On the heels of two very disturbing LGBT-related stories coming out of the former Soviet republic of Ukraine comes another disheartening development: according to Gay Star News, an LGBT photo exhibition in the Kiev Visual Culture Research Center was vandalized on Saturday, May 19, the day before threats from extremist groups and a lukewarm response from the police forced the cancellation of what would have been the capital city’s first-ever gay pride parade and violent right-wing thugs attacked its organizers.
The two male vandals are said to have waited until they were alone with the photographs — which were taken by the award-winning photographer Yevgenia Belorusets and depicted the day-to-day lives of Ukrainian LGBT people and families — and slashed them with a fork, throwing some of them to the floor. 26 of the exhibition’s 40 photographs were damaged.

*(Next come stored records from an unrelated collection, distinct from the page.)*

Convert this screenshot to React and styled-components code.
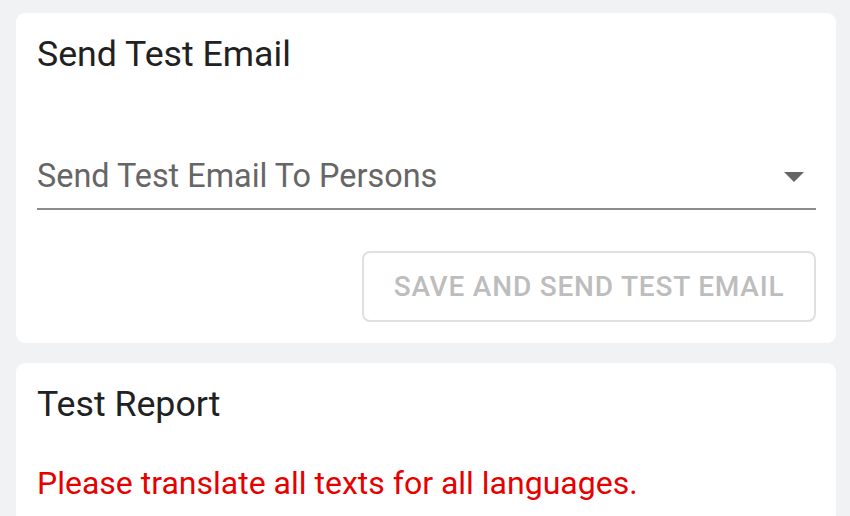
import React from 'react';
import styled, { createGlobalStyle } from 'styled-components';

const GlobalStyle = createGlobalStyle`
  html, body {
    margin: 0;
    padding: 0;
    background: #f1f2f4;
    font-family: Roboto, "Liberation Sans", sans-serif;
  }
`

const Page = styled.div`
  display: flex;
  flex-direction: column;
  gap: 20px;
  padding: 13px 14px 0 16px;
`

const Card = styled.div`
  background: #fff;
  border-radius: 9px;
  padding: 21px 20px 21px 21px;
`

const CardTitle = styled.div`
  font-size: 35.7px;
  line-height: 40px;
  color: #212121;
`

const SelectField = styled.div`
  margin-top: 83px;
  padding-bottom: 13px;
  display: flex;
  align-items: center;
  justify-content: space-between;
  border-bottom: 2px solid #8c8c8c;
`

const SelectLabel = styled.div`
  font-size: 32.4px;
  line-height: 38px;
  color: #666;
`

const Arrow = styled.div`
  width: 0;
  height: 0;
  border-left: 10px solid transparent;
  border-right: 10px solid transparent;
  border-top: 10px solid #666;
  margin-right: 12px;
  margin-top: 2px;
`

const Actions = styled.div`
  display: flex;
  justify-content: flex-end;
  margin-top: 41px;
`

const OutlineButton = styled.button`
  width: 454px;
  height: 71px;
  background: #fff;
  border: 2px solid #e0e0e0;
  border-radius: 8px;
  font-family: inherit;
  font-size: 28px;
  font-weight: 500;
  letter-spacing: 0.8px;
  text-transform: uppercase;
  color: #bdbdbd;
  cursor: default;
`

const ErrorText = styled.div`
  margin-top: 40px;
  font-size: 32px;
  line-height: 38px;
  color: #e60000;
`

export default function App() {
  return (
    <>
      <GlobalStyle />
      <Page>
        <Card>
          <CardTitle>Send Test Email</CardTitle>
          <SelectField>
            <SelectLabel>Send Test Email To Persons</SelectLabel>
            <Arrow />
          </SelectField>
          <Actions>
            <OutlineButton disabled>Save and send test email</OutlineButton>
          </Actions>
        </Card>
        <Card>
          <CardTitle>Test Report</CardTitle>
          <ErrorText>Please translate all texts for all languages.</ErrorText>
        </Card>
      </Page>
    </>
  )
}
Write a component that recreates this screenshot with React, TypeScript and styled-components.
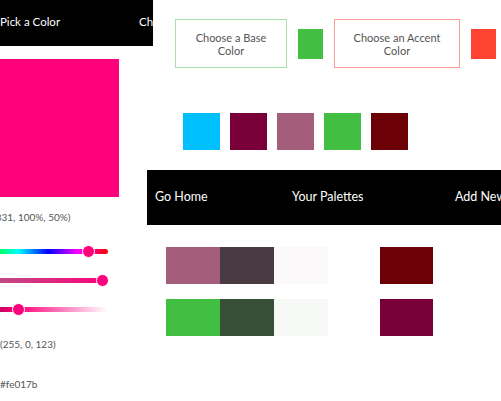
import React from "react";
import styled, { createGlobalStyle } from "styled-components";

const GlobalStyle = createGlobalStyle`
  html, body {
    margin: 0;
    padding: 0;
    background: #ffffff;
    font-family: "Lato", "Open Sans", sans-serif;
    overflow: hidden;
  }
`;

const base = "#fe017b";
const swatches = ["#00bfff", "#7a003a", "#a45e7c", "#42bf43", "#6b0006"];
const palettes = [
  { shades: ["#a45e7c", "#483c42", "#faf8f9"], accent: "#6b0006" },
  { shades: ["#42be43", "#364f36", "#f7f9f7"], accent: "#790039" },
];

const sliders = [
  {
    value: 331 / 360,
    gradient:
      "linear-gradient(to right, #ff0000, #ffff00, #00ff00, #00ffff, #0000ff, #ff00ff, #ff0000)",
  },
  {
    value: 1,
    gradient: "linear-gradient(to right, #808080, #c04a84 40%, #fe017b)",
  },
  {
    value: 0.5,
    gradient: "linear-gradient(to right, #000000, #fe017b 50%, #ffffff)",
  },
];

const Page = styled.div`
  display: flex;
  width: 501px;
  height: 401px;
`;

const LeftColumn = styled.div`
  width: 147px;
  flex-shrink: 0;
  display: flex;
  flex-direction: column;
`;

const PickerNav = styled.div`
  width: 153px;
  height: 46px;
  background: #000;
  color: #fff;
  display: flex;
  align-items: center;
  gap: 79px;
  overflow: hidden;
  white-space: nowrap;
  font-size: 11.5px;
  padding-bottom: 4px;
  box-sizing: border-box;
`;

const Preview = styled.div`
  width: 119px;
  height: 138px;
  margin-top: 13px;
  background: ${base};
`;

const Readout = styled.div<{ $shift?: number; $top: number }>`
  font-size: 10px;
  color: #555;
  margin-top: ${(p) => p.$top}px;
  margin-left: ${(p) => p.$shift ?? 0}px;
  white-space: nowrap;
  line-height: 12px;
`;

const SliderWrap = styled.div<{ $top: number }>`
  position: relative;
  width: 180px;
  height: 11px;
  margin-left: -72px;
  margin-top: ${(p) => p.$top}px;
`;

const Track = styled.div<{ $gradient: string }>`
  position: absolute;
  left: 0;
  right: 0;
  top: 3px;
  height: 5px;
  border-radius: 3px;
  background: ${(p) => p.$gradient};
`;

const Thumb = styled.div`
  position: absolute;
  top: -1px;
  width: 11px;
  height: 11px;
  margin-left: -6.5px;
  border-radius: 50%;
  background: ${base};
  border: 1px solid #fff;
`;

const RightColumn = styled.div`
  flex: 1;
  display: flex;
  flex-direction: column;
  min-width: 0;
`;

const ChooseRow = styled.div`
  display: flex;
  align-items: center;
  padding: 19px 0 0 28px;
`;

const ChooseButton = styled.div<{ $border: string; $width: number }>`
  width: ${(p) => p.$width}px;
  height: 49px;
  box-sizing: border-box;
  border: 1.5px solid ${(p) => p.$border};
  display: flex;
  align-items: center;
  justify-content: center;
  text-align: center;
  font-size: 11px;
  line-height: 13px;
  color: #555;
  padding: 0 14px;
`;

const ChosenColor = styled.div<{ $color: string; $margin: number }>`
  width: 25px;
  height: 30px;
  margin: 0 ${(p) => p.$margin}px 0 11px;
  background: ${(p) => p.$color};
  flex-shrink: 0;
`;

const SwatchRow = styled.div`
  display: flex;
  gap: 10px;
  padding-left: 36px;
  margin-top: 45px;
`;

const Swatch = styled.div<{ $color: string }>`
  width: 37px;
  height: 37px;
  background: ${(p) => p.$color};
`;

const MainNav = styled.div`
  margin-top: 20px;
  height: 55px;
  width: 360px;
  background: #000;
  color: #fff;
  display: flex;
  align-items: center;
  font-size: 12.5px;
  white-space: nowrap;
  padding-left: 8px;
  padding-bottom: 2px;
  box-sizing: border-box;
`;

const NavLink = styled.span<{ $width: number }>`
  width: ${(p) => p.$width}px;
  flex-shrink: 0;
`;

const PaletteList = styled.div`
  display: flex;
  flex-direction: column;
  gap: 15px;
  padding-left: 19px;
  margin-top: 22px;
`;

const PaletteRow = styled.div`
  display: flex;
`;

const Shade = styled.div<{ $color: string }>`
  width: 54px;
  height: 37px;
  background: ${(p) => p.$color};
`;

const Accent = styled(Shade)`
  width: 53px;
  margin-left: 52px;
`;

export default function App() {
  return (
    <>
      <GlobalStyle />
      <Page>
        <LeftColumn>
          <PickerNav>
            <span>Pick a Color</span>
            <span>Choose Palette</span>
          </PickerNav>
          <Preview />
          <Readout $top={14} $shift={-7}>
            (331, 100%, 50%)
          </Readout>
          {sliders.map((s, i) => (
            <SliderWrap key={i} $top={i === 0 ? 23 : 18}>
              <Track $gradient={s.gradient} />
              <Thumb style={{ left: `${5.5 + s.value * 169}px` }} />
            </SliderWrap>
          ))}
          <Readout $top={23}>(255, 0, 123)</Readout>
          <Readout $top={28}>#fe017b</Readout>
        </LeftColumn>
        <RightColumn>
          <ChooseRow>
            <ChooseButton $border="#a6e2a6" $width={112}>
              Choose a Base Color
            </ChooseButton>
            <ChosenColor $color="#42bf43" $margin={11} />
            <ChooseButton $border="#ff9c93" $width={126}>
              Choose an Accent Color
            </ChooseButton>
            <ChosenColor $color="#ff4433" $margin={0} />
          </ChooseRow>
          <SwatchRow>
            {swatches.map((c) => (
              <Swatch key={c} $color={c} />
            ))}
          </SwatchRow>
          <MainNav>
            <NavLink $width={137}>Go Home</NavLink>
            <NavLink $width={163}>Your Palettes</NavLink>
            <NavLink $width={60}>Add New</NavLink>
          </MainNav>
          <PaletteList>
            {palettes.map((p, i) => (
              <PaletteRow key={i}>
                {p.shades.map((c) => (
                  <Shade key={c} $color={c} />
                ))}
                <Accent $color={p.accent} />
              </PaletteRow>
            ))}
          </PaletteList>
        </RightColumn>
      </Page>
    </>
  );
}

Organizers of the exhibition are “shocked” by the attack, according to Olena Shevchenko, chair of Insight NGO, one of the organizing groups. She said that showings of Belorusets’ photos were scheduled for three other venues, but that Saturday’s attack will force the cancellation of those remaining events. Shevchenko further added that she, like other LGBT rights workers in Kiev, has very little confidence in the willingness of the police to support and protect LGBT people and organizations from vandalism and violence.